I would like to thank everyone for their support and love on the blog Deep Dark Matrix. I really appreciate and am very grateful to every one of you.
I have spent many a year clearing any of my own sexual issues from any past lives where I have either been the abuser or the abused. This lifetime I have not experienced any of that. My only foray into that kinda thing has been using sex as a weapon of power in all my experiences with lovers. Love ‘em and leave ‘em was my motto. I couldn’t be bothered with feelings or relationships and loved the idea of being in control. Once that was out of my system, I met hubby.
I had assumed, mistakenly it seems, that as everything else was being cleared that the sexual matrix was being cleared too. But it seems not. It was merely the tip of the iceberg that has been seen. What does astound me, even though I knew it to a degree, is how much the power balance is held in place by this matrix.
I do know that all of this clearing is necessary. As hubby and I work our way around the globe with the sacred union energy, I will be transmuting and dismantling, as well as anchoring the new energy and putting the new matrix in place. We cannot anchor any of this balanced beautiful energy unless the 3D sexual matrix has been dismantled.
It is quite a daunting task, but thankfully there are many Lightworkers involved at the moment and more will join the ranks as we move along.
I have stipulated that I do not ‘see’ anything that I am clearing as I don’t need any nightmares. So I have shut down that part of myself to save me any visual traumas. It is mainly the emotions that push down on me. But that is merely because they and the entities are crowding around me waiting for their turn at transmutation.
Hehe…I have put my ‘bossy boots’ hat on. I have laid down the law and everyone seems to be listening. I wouldn’t go so far as to say they are in an orderly British line. When I say ‘time out’, everything and everyone retreats until I am ready to go on. I suppose if I was not so strong, they’d take advantage – they cannot help it – give them an inch and they’ll take an arm. You cannot say ‘boo’ to them, they’d simply laugh hysterically and take a shot at you.

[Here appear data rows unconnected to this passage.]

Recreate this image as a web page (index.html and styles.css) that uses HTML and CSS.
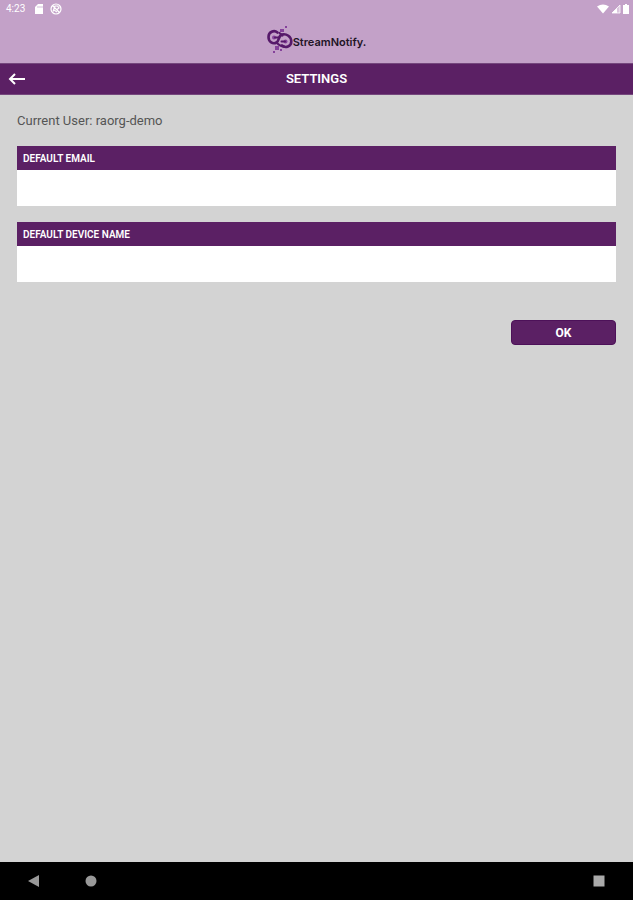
FILE: index.html
```html
<!DOCTYPE html>
<html lang="en">
<head>
<meta charset="utf-8">
<meta name="viewport" content="width=device-width, initial-scale=1">
<title>StreamNotify Settings</title>
<link rel="stylesheet" href="styles.css">
</head>
<body>
<header class="top">
  <div class="status">
    <div class="status-group">
      <span class="time">4:23</span>
      <svg width="10" height="12" viewBox="0 0 10 12"><path d="M4 1h5v10H1V4z" fill="#fff"/><path d="M4 3v2M6 3v2M8 3v2" stroke="#c3a1c8" stroke-width=".7"/></svg>
      <svg width="12" height="12" viewBox="0 0 12 12" fill="none" stroke="#fff"><circle cx="6" cy="6" r="5" stroke-width="1.2"/><path d="M2.500 2.500l7 7M3 8.500L5 3h2.500l1.500 2-2 1.500M4 7l3 2" stroke-width="1.200"/></svg>
    </div>
    <div class="status-group status-right">
      <svg width="12" height="10" viewBox="0 0 12 10"><path d="M0 2.500Q6-1.500 12 2.500L6 9.500z" fill="#fff"/></svg>
      <svg width="10" height="10" viewBox="0 0 10 10"><path d="M1 9L9 1v8z" fill="#fff" fill-opacity=".4" stroke="#fff" stroke-width=".8"/><path d="M1 9l5-5v5z" fill="#fff"/></svg>
      <svg width="6" height="10" viewBox="0 0 6 10"><path d="M0 1h2V0h2v1h2v9H0z" fill="#fff"/></svg>
    </div>
  </div>
  <div class="brand">
    <svg width="26" height="28" viewBox="0 0 26 28" fill="none" stroke-linecap="round">
      <path d="M10.500 6.500C7 3.500 1.500 6 1.500 11C1.500 16 6 18.500 9.500 16.500C12.500 14.500 11 10 15 8.500C19.500 7.500 24.300 10.500 24.300 15.500C24.300 20.500 18.500 22.500 15 19.500" stroke="#56196a" stroke-width="2.600"/>
      <path d="M9.500 16.500C12 19 14 21 17 20.500M15.500 9.500L12.500 7" stroke="#56196a" stroke-width="2.200"/>
      <circle cx="7" cy="11.500" r="2" fill="#85429b"/>
      <path d="M8 11.500h3.500" stroke="#56196a" stroke-width="2"/>
      <circle cx="18.500" cy="15.500" r="2" fill="#85429b"/>
      <path d="M14.500 15.500h3.500" stroke="#56196a" stroke-width="2"/>
      <g fill="#85429b"><path d="M13 3h4v3h-4zM18 0h2v2h-2zM8 20h4v4H8zM6 25h2v2H6zM13 23h2v2h-2z"/></g>
    </svg>
    <span class="brand-name">StreamNotify.</span>
  </div>
</header>
<nav class="bar">
  <button class="back" type="button" aria-label="Back">
    <svg width="18" height="12" viewBox="0 0 18 12" fill="none" stroke="#fff" stroke-width="2"><path d="M17 6H2M7 1L2 6l5 5"/></svg>
  </button>
  <h1 class="title">SETTINGS</h1>
</nav>
<main class="content">
  <p class="user">Current User: raorg-demo</p>
  <form class="form">
    <div class="field">
      <label class="label" for="email">DEFAULT EMAIL</label>
      <input class="input" id="email" type="email">
    </div>
    <div class="field">
      <label class="label" for="device">DEFAULT DEVICE NAME</label>
      <input class="input" id="device" type="text">
    </div>
    <button class="ok" type="button">OK</button>
  </form>
</main>
<footer class="system">
  <button class="key" type="button" aria-label="System back"><svg width="12" height="12" viewBox="0 0 12 12"><path d="M0 6L11 0v12z" fill="#999"/></svg></button>
  <button class="key" type="button" aria-label="Home"><svg width="12" height="12" viewBox="0 0 12 12"><circle cx="6" cy="6" r="5.500" fill="#999"/></svg></button>
  <button class="key recents" type="button" aria-label="Recent apps"><svg width="12" height="12" viewBox="0 0 12 12"><path d="M.5.500h11v11H.5z" fill="#aaa"/></svg></button>
</footer>
</body>
</html>
```
FILE: styles.css
```css
* { box-sizing: border-box; }
body {
  margin: 0;
  min-height: 100vh;
  display: flex;
  flex-direction: column;
  background: #d3d3d3;
  font-family: Roboto, sans-serif;
}
svg { display: block; flex: none; }
button {
  border: 0;
  padding: 0;
  background: none;
  font: inherit;
}
.top {
  display: flex;
  flex-direction: column;
  height: 63px;
  background: #c3a1c8;
}
.status {
  display: flex;
  justify-content: space-between;
  padding: 3px 4px 0 6px;
}
.status-group {
  display: flex;
  align-items: center;
  gap: 6px;
  height: 12px;
}
.status-right { gap: 2px; }
.time {
  width: 22px;
  color: #fff;
  font-size: 10px;
  line-height: 12px;
}
.brand {
  display: flex;
  align-items: center;
  justify-content: center;
  padding-top: 11px;
}
.brand-name {
  color: #211426;
  font: 600 11px/16px Inter, sans-serif;
  padding-top: 4px;
}
.bar {
  display: grid;
  grid-template-columns: 34px 1fr 34px;
  align-items: center;
  height: 32px;
  background: #5b2064;
  border-top: 1px solid #75477d;
  border-bottom: 1px solid #75477d;
}
.back { padding-left: 8px; }
.title {
  margin: 0;
  color: #fff;
  font-size: 13px;
  font-weight: 600;
  line-height: 16px;
  text-align: center;
}
.content {
  flex: 1;
  padding: 18px 17px;
}
.user {
  margin: 0 0 17px;
  color: #555;
  font-size: 13px;
  line-height: 16px;
}
.form {
  display: flex;
  flex-direction: column;
}
.field {
  display: flex;
  flex-direction: column;
  margin-bottom: 16px;
}
.label {
  padding: 1px 6px 0;
  background: #5b2064;
  color: #fff;
  font-size: 10px;
  font-weight: 600;
  line-height: 23px;
}
.input {
  width: 100%;
  height: 36px;
  border: 0;
  padding: 0 6px;
  background: #fff;
  font: 12px Roboto, sans-serif;
}
.ok {
  align-self: flex-end;
  width: 105px;
  height: 25px;
  margin-top: 22px;
  border: 1px solid #4d1159;
  border-radius: 4px;
  background: #5b2064;
  color: #fff;
  font-size: 12px;
  font-weight: 700;
}
.system {
  display: flex;
  align-items: center;
  gap: 45px;
  height: 38px;
  padding: 0 28px;
  background: #000;
}
.recents { margin-left: auto; }
```
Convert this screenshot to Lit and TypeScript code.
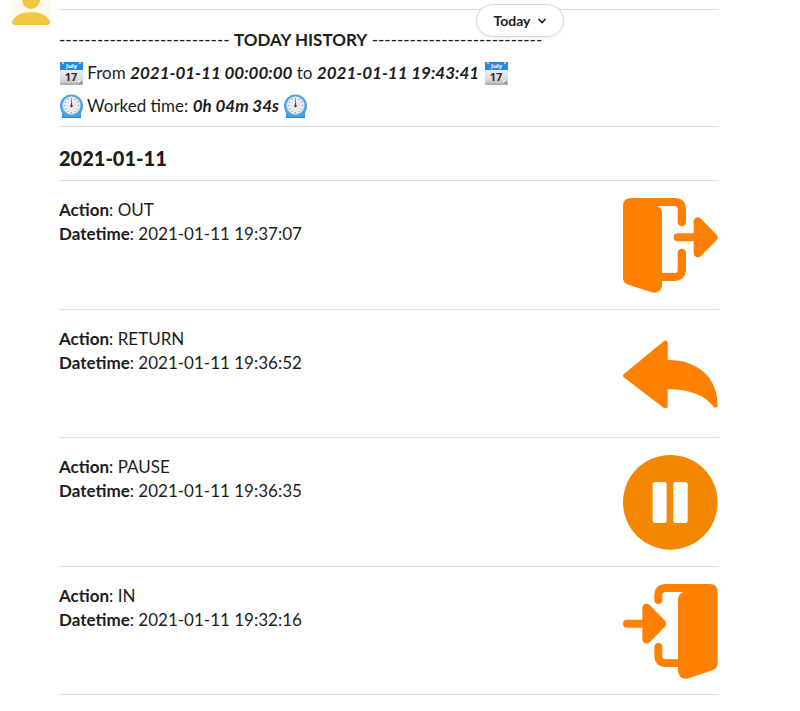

I think next year might not be the fluffy bunny year I’d hoped for.
Today I am taking a breather. I am seeing light at the end of the tunnel. Underneath all of this stickiness and density I am beginning to feel a smidgeon of hope. This is the first time I have felt this in such large amounts from anything negative. We’re giving them hope and that is enough for me to carry on.
My darling hubby found the above picture for me. He said I should imagine the ‘hole’ that I fall down every so often is surrounded by this beauty. Beauty is what we are all creating - this is merely one aspect of it.
I salute everyone out there transmuting - may you be blessed with love and support as I have been.
This is all I have to say on the subject.